**** RAW DATA ****

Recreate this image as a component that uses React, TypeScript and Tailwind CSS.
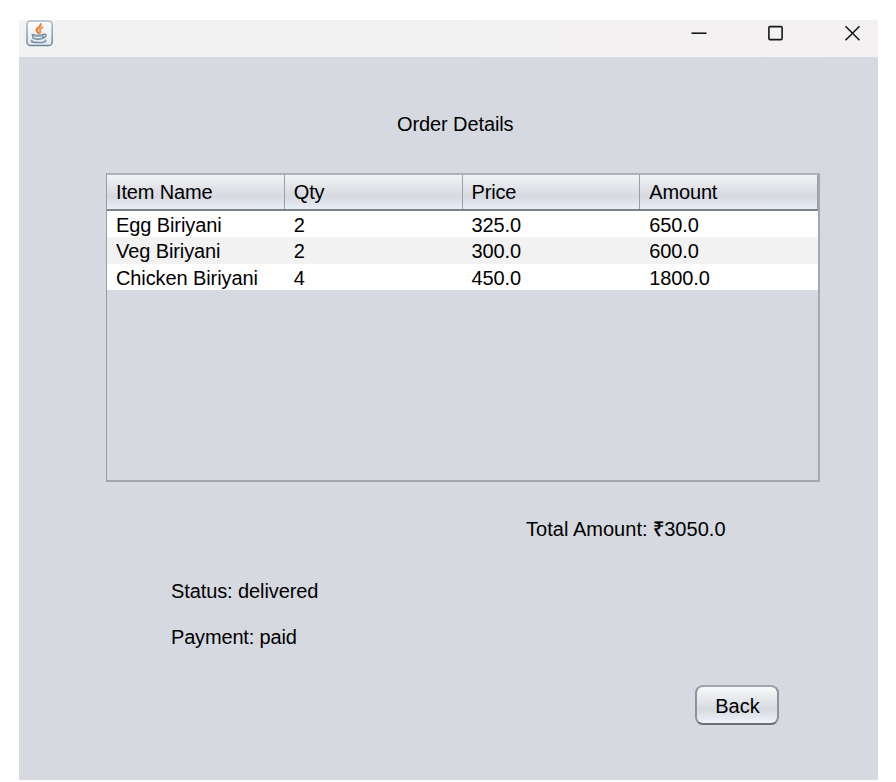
const columns = ["Item Name", "Qty", "Price", "Amount"];

const rows = [
  ["Egg Biriyani", "2", "325.0", "650.0"],
  ["Veg Biriyani", "2", "300.0", "600.0"],
  ["Chicken Biriyani", "4", "450.0", "1800.0"],
];

function JavaIcon() {
  return (
    <svg width="28" height="28" viewBox="0 0 28 28" fill="none">
      <defs>
        <linearGradient id="tile" x1="0" y1="0" x2="0" y2="1">
          <stop offset="0" stopColor="#ffffff" />
          <stop offset="1" stopColor="#e4e8ec" />
        </linearGradient>
        <linearGradient id="edge" x1="0" y1="0" x2="0" y2="1">
          <stop offset="0" stopColor="#a9bac7" />
          <stop offset="1" stopColor="#6b889d" />
        </linearGradient>
      </defs>
      <rect x="1" y="0.9" width="25.2" height="24.6" rx="3.6" fill="url(#tile)" stroke="url(#edge)" strokeWidth="1.5" />
      <path d="M14.6 4.200c.8 2.800-4.400 3.600-3.900 6.200.3 1.400 1.500 1.600 1.800 2.800" stroke="#ee7d2b" strokeWidth="2.200" strokeLinecap="round" />
      <path d="M16.600 7.400c-2.600 1-3.400 2.200-2.500 3.500.6 1 .2 1.600-.4 2.300" stroke="#ef8b42" strokeWidth="1.900" strokeLinecap="round" />
      <path d="M6.200 14.200c3 1.100 8.300 1.100 11.300 0l-.8 4.300c-2.600 1-7.100 1-9.600 0z" fill="#9fb2c1" stroke="#7590a4" strokeWidth="1.200" />
      <path d="M17.500 14.400c3.400-.7 3.600 2.500-.6 3.800" stroke="#7892a6" strokeWidth="1.500" />
      <path d="M8.200 17.100c2.300.7 5.600.7 7.800 0" stroke="#e7edf1" strokeWidth="1" />
      <path d="M5.800 20.600c-1.200 1.400 1.800 1.900 6.600 1.900s8.200-.7 7-2.200" stroke="#7892a6" strokeWidth="1.700" strokeLinecap="round" />
    </svg>
  );
}

function TitleBar() {
  return (
    <header className="flex h-[37px] items-start justify-between bg-gradient-to-r from-[#f2f2f2] to-[#f4f1f3] pl-[7px] pr-[17px]">
      <JavaIcon />
      <div className="flex gap-[60px] pt-[5px]">
        <svg width="17" height="17" viewBox="0 0 17 17" fill="none" stroke="#18181b" strokeWidth="1.600">
          <path d="M1.500 8.200h15" />
        </svg>
        <svg width="17" height="17" viewBox="0 0 17 17" fill="none" stroke="#18181b" strokeWidth="1.600">
          <rect x="1.900" y="1.600" width="13.200" height="13" rx="1.200" />
        </svg>
        <svg width="17" height="17" viewBox="0 0 17 17" fill="none" stroke="#18181b" strokeWidth="1.600">
          <path d="M1.500 1.200l14 14M15.500 1.200l-14 14" />
        </svg>
      </div>
    </header>
  );
}

function OrderTable() {
  return (
    <div className="ml-[87px] mt-[37px] h-[309px] w-[714px] border-2 border-l border-b-[#a2a6af] border-l-[#989ca6] border-r-[#a4a8b1] border-t-[#adb1b9] bg-[#d6d9df]">
      <div className="grid h-[36px] grid-cols-4 border-b-2 border-[#7c828c] bg-[linear-gradient(to_bottom,#f3f4f6_0%,#e0e2e7_40%,#d6d9df_62%,#e9edf6_100%)]">
        {columns.map((name) => (
          <div key={name} className="flex items-center border-r border-[#9a9ea8] pl-[9px] tracking-[-0.15px]">
            {name}
          </div>
        ))}
      </div>
      {rows.map((row) => (
        <div key={row[0]} className="grid h-[26.3px] grid-cols-4 bg-[#f2f2f2] leading-[28px] first:bg-white last:bg-white even:bg-white">
          {row.map((cell, i) => (
            <div key={i} className="pl-[9px]">{cell}</div>
          ))}
        </div>
      ))}
    </div>
  );
}

export default function App() {
  return (
    <div className="h-[782px] w-[896px] bg-white pl-[19px] pt-[20px] font-['Liberation_Sans',Arial,sans-serif] text-[20px] leading-[24px] tracking-[-0.1px] text-black">
      <main className="flex h-[760px] w-[859px] flex-col bg-[#d6d9df]">
        <TitleBar />
        <h1 className="ml-[378px] mt-[55px]">Order Details</h1>
        <OrderTable />
        <p className="ml-[507px] mt-[35px] tracking-[0.030px]">
          Total Amount: <span className="[-webkit-text-stroke:0.4px_black]">₹</span>3050.0
        </p>
        <p className="ml-[152px] mt-[38px]">Status: delivered</p>
        <p className="ml-[152px] mt-[22px] tracking-[-0.17px]">Payment: paid</p>
        <button className="ml-[676px] mt-[36px] flex h-[40px] w-[84px] items-center justify-center rounded-[8px] border-2 border-[#8f9298] border-b-[#6b6e73] border-t-[#a0a3a8] bg-[linear-gradient(to_bottom,#f8f9fa_0%,#e2e4e8_42%,#d6d9df_62%,#eff3fc_100%)] pl-px pt-[2px] tracking-normal">
          Back
        </button>
      </main>
    </div>
  );
}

****

_EXERCISE REQUIREMENTS_:
Repeat the data in full and exactly. Omit pictures.

_RESULT_:
Recreate this image as a component that uses React, TypeScript and Tailwind CSS.
const columns = ["Item Name", "Qty", "Price", "Amount"];

const rows = [
  ["Egg Biriyani", "2", "325.0", "650.0"],
  ["Veg Biriyani", "2", "300.0", "600.0"],
  ["Chicken Biriyani", "4", "450.0", "1800.0"],
];

function JavaIcon() {
  return (
    <svg width="28" height="28" viewBox="0 0 28 28" fill="none">
      <defs>
        <linearGradient id="tile" x1="0" y1="0" x2="0" y2="1">
          <stop offset="0" stopColor="#ffffff" />
          <stop offset="1" stopColor="#e4e8ec" />
        </linearGradient>
        <linearGradient id="edge" x1="0" y1="0" x2="0" y2="1">
          <stop offset="0" stopColor="#a9bac7" />
          <stop offset="1" stopColor="#6b889d" />
        </linearGradient>
      </defs>
      <rect x="1" y="0.9" width="25.2" height="24.6" rx="3.6" fill="url(#tile)" stroke="url(#edge)" strokeWidth="1.5" />
      <path d="M14.6 4.200c.8 2.800-4.400 3.600-3.900 6.200.3 1.400 1.500 1.600 1.800 2.800" stroke="#ee7d2b" strokeWidth="2.200" strokeLinecap="round" />
      <path d="M16.600 7.400c-2.600 1-3.400 2.200-2.500 3.500.6 1 .2 1.600-.4 2.300" stroke="#ef8b42" strokeWidth="1.900" strokeLinecap="round" />
      <path d="M6.200 14.200c3 1.100 8.300 1.100 11.300 0l-.8 4.300c-2.600 1-7.100 1-9.600 0z" fill="#9fb2c1" stroke="#7590a4" strokeWidth="1.200" />
      <path d="M17.500 14.400c3.400-.7 3.600 2.500-.6 3.800" stroke="#7892a6" strokeWidth="1.500" />
      <path d="M8.200 17.100c2.300.7 5.600.7 7.800 0" stroke="#e7edf1" strokeWidth="1" />
      <path d="M5.800 20.600c-1.200 1.400 1.800 1.900 6.600 1.900s8.200-.7 7-2.200" stroke="#7892a6" strokeWidth="1.700" strokeLinecap="round" />
    </svg>
  );
}

function TitleBar() {
  return (
    <header className="flex h-[37px] items-start justify-between bg-gradient-to-r from-[#f2f2f2] to-[#f4f1f3] pl-[7px] pr-[17px]">
      <JavaIcon />
      <div className="flex gap-[60px] pt-[5px]">
        <svg width="17" height="17" viewBox="0 0 17 17" fill="none" stroke="#18181b" strokeWidth="1.600">
          <path d="M1.500 8.200h15" />
        </svg>
        <svg width="17" height="17" viewBox="0 0 17 17" fill="none" stroke="#18181b" strokeWidth="1.600">
          <rect x="1.900" y="1.600" width="13.200" height="13" rx="1.200" />
        </svg>
        <svg width="17" height="17" viewBox="0 0 17 17" fill="none" stroke="#18181b" strokeWidth="1.600">
          <path d="M1.500 1.200l14 14M15.500 1.200l-14 14" />
        </svg>
      </div>
    </header>
  );
}

function OrderTable() {
  return (
    <div className="ml-[87px] mt-[37px] h-[309px] w-[714px] border-2 border-l border-b-[#a2a6af] border-l-[#989ca6] border-r-[#a4a8b1] border-t-[#adb1b9] bg-[#d6d9df]">
      <div className="grid h-[36px] grid-cols-4 border-b-2 border-[#7c828c] bg-[linear-gradient(to_bottom,#f3f4f6_0%,#e0e2e7_40%,#d6d9df_62%,#e9edf6_100%)]">
        {columns.map((name) => (
          <div key={name} className="flex items-center border-r border-[#9a9ea8] pl-[9px] tracking-[-0.15px]">
            {name}
          </div>
        ))}
      </div>
      {rows.map((row) => (
        <div key={row[0]} className="grid h-[26.3px] grid-cols-4 bg-[#f2f2f2] leading-[28px] first:bg-white last:bg-white even:bg-white">
          {row.map((cell, i) => (
            <div key={i} className="pl-[9px]">{cell}</div>
          ))}
        </div>
      ))}
    </div>
  );
}

export default function App() {
  return (
    <div className="h-[782px] w-[896px] bg-white pl-[19px] pt-[20px] font-['Liberation_Sans',Arial,sans-serif] text-[20px] leading-[24px] tracking-[-0.1px] text-black">
      <main className="flex h-[760px] w-[859px] flex-col bg-[#d6d9df]">
        <TitleBar />
        <h1 className="ml-[378px] mt-[55px]">Order Details</h1>
        <OrderTable />
        <p className="ml-[507px] mt-[35px] tracking-[0.030px]">
          Total Amount: <span className="[-webkit-text-stroke:0.4px_black]">₹</span>3050.0
        </p>
        <p className="ml-[152px] mt-[38px]">Status: delivered</p>
        <p className="ml-[152px] mt-[22px] tracking-[-0.17px]">Payment: paid</p>
        <button className="ml-[676px] mt-[36px] flex h-[40px] w-[84px] items-center justify-center rounded-[8px] border-2 border-[#8f9298] border-b-[#6b6e73] border-t-[#a0a3a8] bg-[linear-gradient(to_bottom,#f8f9fa_0%,#e2e4e8_42%,#d6d9df_62%,#eff3fc_100%)] pl-px pt-[2px] tracking-normal">
          Back
        </button>
      </main>
    </div>
  );
}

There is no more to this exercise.